OUTSIDE LOOKING IN—A story of tramps, many men and one woman, and how the men fought for her and arranged her escape from justice.

WHITE CARGO—Highly thermal happenings in Africa when a white man wilts, morally, in the lonely heat and goes native.

CRAIG’S WIFE—An intricate and amazingly well played study of a woman in whom love had changed into a deep passion for the ornaments and machinery of her cheerless household.

A MAN’S MAN—A story of desire under the Elevated, in which the husband wants to be an Elk and the wife a movie actress—both failing ignominiously.
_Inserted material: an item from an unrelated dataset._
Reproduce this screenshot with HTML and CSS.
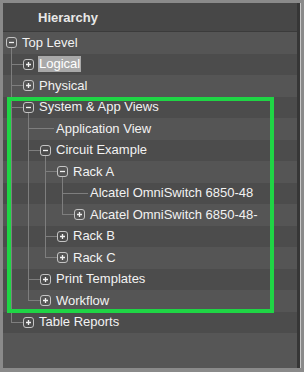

THE GREEN HAT—Michael Arlen’s ingenious artificialities recaptured in a play chiefly important for the performance of Katharine Cornell.

THEY KNEW WHAT THEY WANTED—Pauline Lord still showing how a waitress may marry an old farmer from loneliness and run into a lot of trouble.

LESS SERIOUS

THE BUTTER AND EGG MAN—A satirical tale of the Theatre, heavily buttered with brilliant lines and deftly egged on by the skill of Gregory Kelly.

ARMS AND THE MAN—Alfred Lunt and Lynn Fontanne opening the Theatre Guild’s Shaw season with the early anti-war “comedy.

THE VORTEX—London society at decadent, amusing and finally fearfully moving moments. Noel Coward, actor and author.

CRADLE SNATCHERS—A shifty slice of frank indelicacy concerning three middle-aged women and three boys, which the masses are crazy to enjoy.

IS ZAT So?—Blunt and caustic argot of the prize ring injected into the seemly quietude of a Fifth Avenue home.

THE POOR NUT—College capers of unauthentic but generously amusing cut.

MUSICAL Song and dance and damsels are most divertingly combined in the following: Sunny, Louie the 14th, Big Boy, Artists and Models, The Vagabond King, The Student Prince, Rose-Marie, Tip-Toes, The Vanities, No, No, Nanette.